Justice Elena Kagan, joined by justices Sonia Sotomayor and Ketanji Brown Jackson, dissented. Kagan argued that Congress amended Section 2 in 1982 so claims would turn on discriminatory effects under the statute’s results language and that the majority’s new proof requirements would sharply restrict vote-dilution claims.
The New Jersey act operates through state law and establishes its own standards for election practices within New Jersey. Its implementation and any future court challenges will still occur within federal constitutional limits, a relationship acknowledged by the law’s severability provision for sections found unconstitutional or federally preempted.
The final law is narrower than earlier drafts
The version Sherrill signed differs in several respects from the legislation considered earlier in 2026. The June 28 Senate Budget and Appropriations Committee amendments removed the proposed independent Division of Voting Rights, eliminated the requirement for expedited court treatment of cases under the act, removed the biennial language-access study, narrowed some preclearance provisions and deleted a proposed $2.5 million appropriation.
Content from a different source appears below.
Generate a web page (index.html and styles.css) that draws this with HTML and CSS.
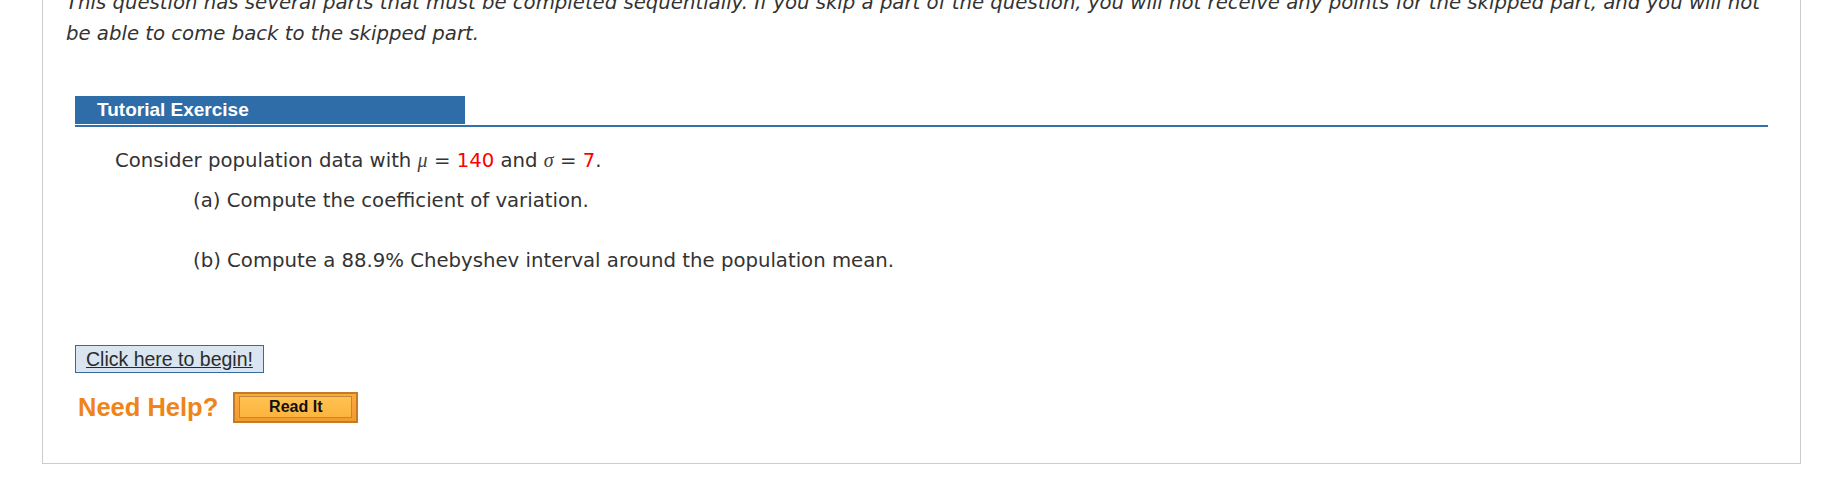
FILE: index.html
```html
<!DOCTYPE html>
<html lang="en">
<head>
<meta charset="utf-8">
<title>Tutorial Exercise</title>
<link rel="stylesheet" href="styles.css">
</head>
<body>
<div class="panel">
  <p class="intro">This question has several parts that must be completed sequentially. If you skip a part of the question, you will not receive any points for the skipped part, and you will not be able to come back to the skipped part.</p>
  <div class="exercise">
    <div class="ex-head"><div class="ex-tab">Tutorial Exercise</div></div>
    <p class="prompt">Consider population data with <i class="var">μ</i> = <span class="val">140</span> and <i class="var">σ</i> = <span class="val">7</span>.</p>
    <p class="part part-a">(a) Compute the coefficient of variation.</p>
    <p class="part part-b">(b) Compute a 88.9% Chebyshev interval around the population mean.</p>
    <div class="actions">
      <a class="begin" href="#">Click here to begin!</a>
      <div class="help">
        <span class="need">Need Help?</span>
        <button class="read" type="button"><span class="read-inner">Read It</span></button>
      </div>
    </div>
  </div>
</div>
</body>
</html>
```
FILE: styles.css
```css
html, body {
  margin: 0;
  padding: 0;
  background: #ffffff;
}

body {
  overflow: hidden;
  font-family: "DejaVu Sans", Verdana, sans-serif;
  color: #333333;
}

.panel {
  box-sizing: border-box;
  width: 1759px;
  margin: -31px 0 0 42px;
  padding: 17px 32px 40px 23px;
  border: 1px solid #cccccc;
}

.intro {
  margin: 0;
  font-family: "DejaVu Sans", Verdana, sans-serif;
  font-style: italic;
  font-size: 19.7px;
  line-height: 31px;
  color: #333333;
}

.exercise {
  margin: 47px 0 0 9px;
}

.ex-head {
  padding-bottom: 1px;
  border-bottom: 2px solid #3271ad;
}

.ex-tab {
  box-sizing: border-box;
  width: 390px;
  height: 28px;
  padding-left: 22px;
  background: #2e6da7;
  color: #ffffff;
  font-family: "Liberation Sans", Arial, sans-serif;
  font-weight: bold;
  font-size: 19px;
  line-height: 28px;
}

.prompt,
.part {
  margin: 0;
  font-family: "DejaVu Sans", Verdana, sans-serif;
  font-size: 19.7px;
  line-height: 24px;
  color: #333333;
}

.prompt {
  margin: 21px 0 0 40px;
}

.var {
  font-family: "Liberation Serif", "Times New Roman", serif;
  font-style: italic;
  font-size: 20px;
  color: #444444;
}

.val {
  color: #ff0000;
}

.part {
  margin-left: 118px;
}

.part-a {
  margin-top: 16px;
}

.part-b {
  margin-top: 36px;
}

.actions {
  margin-top: 72px;
  display: flex;
  flex-direction: column;
  align-items: flex-start;
  gap: 19px;
}

.begin {
  box-sizing: border-box;
  height: 28px;
  padding: 0 10px;
  border: 1px solid #3a6a9c;
  background: #d9e5f0;
  color: #2b2b2b;
  font-family: "Liberation Sans", Arial, sans-serif;
  font-size: 19.5px;
  line-height: 26px;
  text-decoration: underline;
}

.help {
  display: flex;
  align-items: center;
  gap: 15px;
  height: 31px;
}

.need {
  margin-left: 3px;
  font-family: "Liberation Sans", Arial, sans-serif;
  font-weight: bold;
  font-size: 25.5px;
  color: #ef8419;
}

.read {
  box-sizing: border-box;
  width: 125px;
  height: 31px;
  margin: 0;
  padding: 2px 4px 3px 4px;
  border: 2px solid #c67a25;
  background: linear-gradient(#f9ab40, #f29a30);
  display: flex;
  cursor: pointer;
}

.read-inner {
  flex: 1;
  border: 1px solid #bf8738;
  background: linear-gradient(#ffc251, #fcb43f);
  color: #111111;
  font-family: "Liberation Sans", Arial, sans-serif;
  font-weight: bold;
  font-size: 16px;
  line-height: 20px;
  text-align: center;
}
```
Those changes leave the law without a fixed $2.5 million implementation appropriation in the enacted bill. In a July 2 fiscal estimate, the nonpartisan Office of Legislative Services projected indeterminate annual increases in state spending, local government spending and local government revenue. OLS cited enforcement, the attorney general’s preclearance process, language-access reimbursements, the election database, translation work and possible additional litigation among the sources of future cost.
The immediate implementation period begins with the provisions effective Aug. 15, 2026. The state then has more than a year before the language-access, preclearance and public-database provisions take effect on Oct. 1, 2027, when the law’s most direct new administrative requirements for qualifying local election systems begin.